Age verification introduces new components into the Trusted Computing Base:
- identity parsing logic
- storage of sensitive user attributes
- verification pathways (local or remote)
- policy enforcement layers
This results in:
- increased TCB size
- reduced auditability
- higher probability of critical vulnerabilities
ChrysalisOS maintains a minimal TCB by design.

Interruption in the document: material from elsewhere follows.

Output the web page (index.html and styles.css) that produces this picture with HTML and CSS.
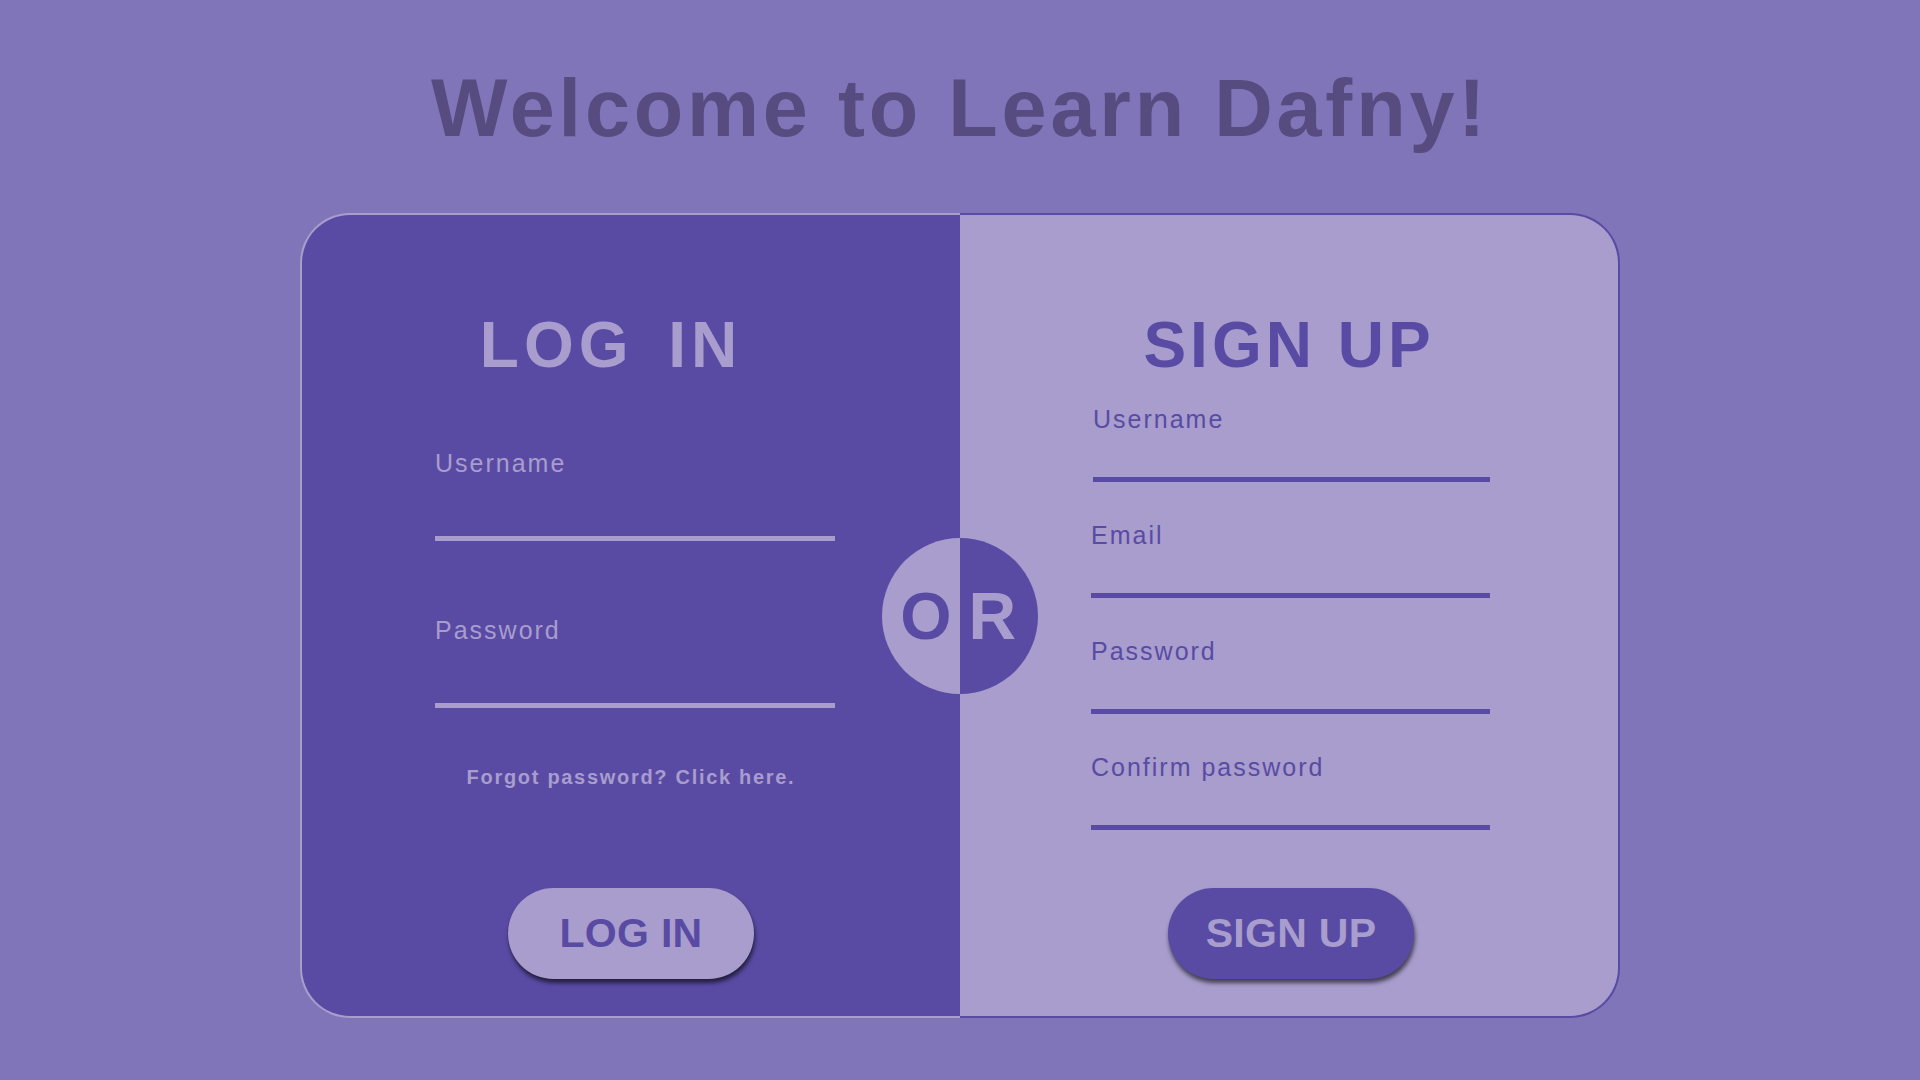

Age verification directly violates this constraint.
Age verification requires binding:
user ↔ identity ↔ system state
This breaks:
- stateless execution assumptions
- user anonymity guarantees
- process isolation neutrality
Once identity is introduced, the OS becomes:
a stateful identity system rather than a computation platform
ChrysalisOS explicitly rejects identity coupling.

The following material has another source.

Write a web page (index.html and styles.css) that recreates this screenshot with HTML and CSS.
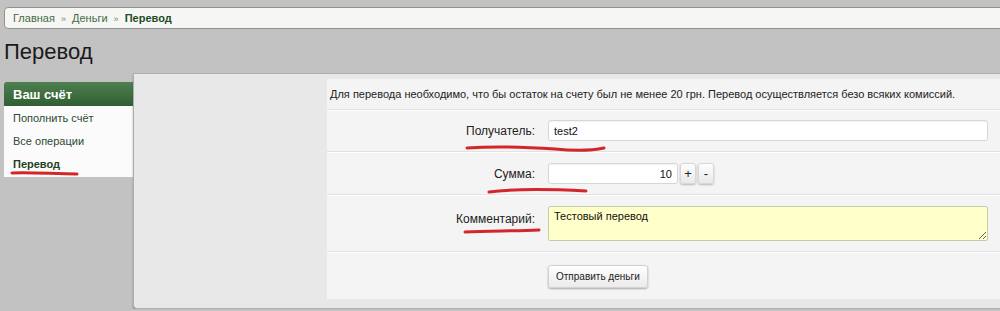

Adding age verification introduces multiple new attack vectors:
- privilege escalation via age bypass
- tampering with stored attributes
- memory corruption in parsing logic
- MITM on verification endpoints
- replay attacks on verification tokens
- service spoofing
- corruption of stored identity data
- rollback attacks
Each of these expands the exploitable surface of the system.
A deterministic OS guarantees:
- same input → same output
- predictable execution paths
Age verification introduces:
- conditional execution based on user attributes
- environment-dependent policy branches
- external dependencies (verification services)
This results in:
non-deterministic system behavior
ChrysalisOS enforces determinism as a core invariant.

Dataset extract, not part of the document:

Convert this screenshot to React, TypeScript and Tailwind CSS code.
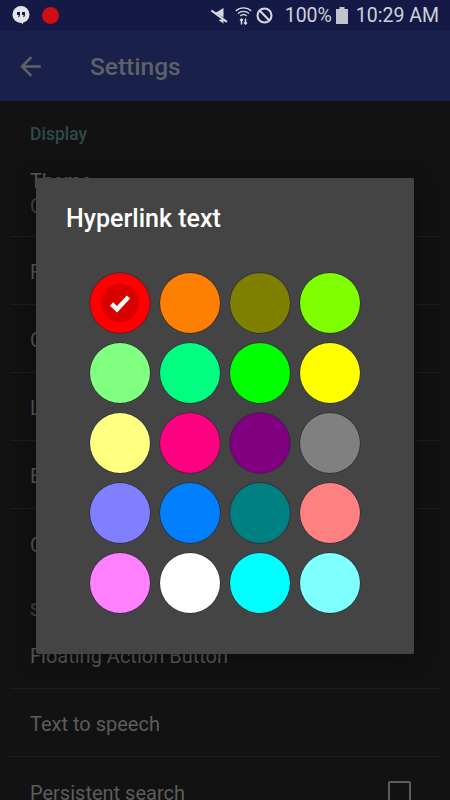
import React from 'react';

const swatches = [
  '#ff0000', '#ff8000', '#808000', '#80ff00',
  '#80ff80', '#00ff80', '#00ff00', '#ffff00',
  '#ffff80', '#ff0080', '#800080', '#808080',
  '#8080ff', '#0080ff', '#008080', '#ff8080',
  '#ff80ff', '#ffffff', '#00ffff', '#80ffff',
];

const rows = ['Font size', 'Colors', 'Layout', 'Behavior'];

const Row = ({ label, last }: { label: string; last?: boolean }) => (
  <div className={`h-[68px] mx-[10px] px-5 pt-[3px] flex items-center text-[20px] text-[#5c5c5c] ${last ? '' : 'border-b border-[#1f1f1f]'}`}>
    <span className="flex-1">{label}</span>
  </div>
);

const App: React.FC = () => {
  return (
    <div className="relative w-[450px] h-[800px] overflow-hidden bg-[#121212] font-['Roboto',sans-serif]">
      {/* status bar */}
      <div className="h-[31px] bg-[#141945] flex items-center pl-3 pr-[11px] text-[#d0d1d8]">
        <svg width="18" height="19" viewBox="0 0 17 19" fill="#e4e4e8">
          <circle cx="8.500" cy="8.500" r="8.500" />
          <path d="M7 15h3.500v3.500z" />
          <path d="M4.500 6h3v3c0 1.200-.7 2-1.700 2.200v-1.200c.4-.2.6-.5.6-1H4.500zM9.500 6h3v3c0 1.200-.7 2-1.700 2.200v-1.200c.4-.2.6-.5.6-1H9.500z" fill="#141945" />
        </svg>
        <div className="ml-[12px] w-[17px] h-[17px] rounded-full bg-[#d00c14]" />
        <div className="flex-1" />
        <svg width="17" height="16" viewBox="0 0 17 16" fill="#d8d9df">
          <path d="M3 4h3l6.500-4v9.500zM12.500 11v4.500l-5-3.500z" />
          <path d="M0.800 1.500 16.500 13l-1.200 1.800L0 3.500z" />
        </svg>
        <svg className="ml-[7px]" width="17" height="18" viewBox="0 0 17 18" fill="none" stroke="#d8d9df" strokeWidth="1.300">
          <path d="M0.800 4a11 11 0 0 1 15.400 0M3 6.500a8 8 0 0 1 11 0M5.200 9a5 5 0 0 1 6.600 0" />
          <path d="M6.500 17.500v-5M5 13.500 6.500 12 8 13.500M10.500 11.500v5M9 15.500 10.500 17 12 15.500" strokeWidth="1.500" />
        </svg>
        <svg className="ml-[4px]" width="17" height="17" viewBox="0 0 18 18" fill="none" stroke="#d8d9df" strokeWidth="2.200">
          <circle cx="9" cy="9" r="7.400" />
          <path d="M3.800 3.800l10.400 10.400" />
        </svg>
        <span className="ml-[12px] text-[19.500px] leading-none">100%</span>
        <svg className="ml-[4px]" width="12" height="17" viewBox="0 0 12 17" fill="#c4c5cc">
          <path d="M3.500 0h5v2H12v15H0V2h3.500z" />
        </svg>
        <span className="ml-[8px] text-[19.500px] leading-none">10:29 AM</span>
      </div>

      {/* app bar */}
      <div className="h-[70px] bg-[#19204a] flex items-center pl-[15px] text-[#5f6068]">
        <svg width="31" height="31" viewBox="0 0 24 24" fill="currentColor">
          <path d="M20 11H7.830l5.590-5.590L12 4l-8 8 8 8 1.410-1.410L7.830 13H20z" />
        </svg>
        <span className="ml-[44px] pt-[2px] text-[24.500px] font-medium">Settings</span>
      </div>

      {/* settings list under the dialog */}
      <div className="px-[30px] pt-[22px] text-[17.500px] font-medium leading-[22px] text-[#2f4a49]">Display</div>
      <div className="h-[92px] mx-[10px] px-5 pt-[24px] border-b border-[#1f1f1f] text-[20px] leading-[25px] text-[#5c5c5c]">
        <div>Theme</div>
        <div className="text-[#4a4a4a]">Choose a theme</div>
      </div>
      {rows.map(r => (
        <Row key={r} label={r} />
      ))}
      <Row label="Content" last />
      <div className="px-[30px] pt-[22px] text-[17.500px] font-medium leading-[22px] text-[#2f4a49]">Services</div>
      <Row label="Floating Action Button" />
      <Row label="Text to speech" />
      <div className="h-[68px] mx-[10px] pl-5 pr-[29px] pt-[3px] flex items-center text-[20px] text-[#5c5c5c]">
        <span className="flex-1">Persistent search</span>
        <div className="w-[23px] h-[23px] rounded-[2px] border-2 border-[#5c5c5c]" />
      </div>

      {/* color picker dialog */}
      <div className="absolute left-[36px] top-[178px] w-[378px] h-[476px] bg-[#444444] rounded-[2px] shadow-[0_4px_24px_rgba(0,0,0,0.45)]">
        <div className="pl-[30px] pt-[26px] text-[25px] leading-[30px] font-medium text-white">Hyperlink text</div>
        <div className="mt-[39px] ml-[54px] grid grid-cols-[repeat(4,60px)] gap-[10px]">
          {swatches.map((c, i) => (
            <div
              key={c}
              className="w-[60px] h-[60px] rounded-full shadow-[0_0_0_0.5px_rgba(16,16,48,0.7)] flex items-center justify-center"
              style={{ backgroundColor: c }}
            >
              {i === 0 && (
                <div className="w-[38px] h-[38px] rounded-full bg-[#d90000] flex items-center justify-center">
                  <svg width="24" height="24" viewBox="0 0 24 24" fill="none" stroke="#ffffff" strokeWidth="4.500">
                    <path d="M3.500 13 9 18.200 20.500 6" />
                  </svg>
                </div>
              )}
            </div>
          ))}
        </div>
      </div>
    </div>
  );
};

export default App;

Age verification systems depend on:
- third-party services
- government-issued identity
- remote validation infrastructure
This creates:
- hard external dependencies
- failure modes outside system control
- potential censorship vectors
ChrysalisOS avoids all external trust anchors.
Implementations often rely on:
- TPM (Trusted Platform Module)
- Secure Enclave / TrustZone
For identity storage and attestation.
This leads to:
- opaque execution environments
- unverifiable code paths
- vendor lock-in
- reduced system transparency
ChrysalisOS does not rely on opaque hardware trust layers.
ChrysalisOS follows a capability-based model:
process → explicit capabilities → resource access
Age verification introduces implicit global state:
user_age → affects all processes
This breaks:
- explicit authority transfer
- capability isolation
- least-privilege guarantees
Age-related data is:
- sensitive
- long-lived
- difficult to revoke
Risks include:
- data leaks
- forensic recovery
- unintended propagation
ChrysalisOS avoids persistent sensitive metadata at OS level.
Age verification does not guarantee:
- real identity correctness
- prevention of misuse
- effective enforcement
Instead, it creates:
- bypassable mechanisms
- false sense of safety
- increased system complexity
From a systems engineering perspective, age verification:
- increases complexity
- weakens security
- violates minimalism
- breaks determinism
- expands attack surface
Therefore:
Age verification is incompatible with the architecture and goals of ChrysalisOS.
No identity in the kernel. No policy in the execution layer. No expansion of the trusted base.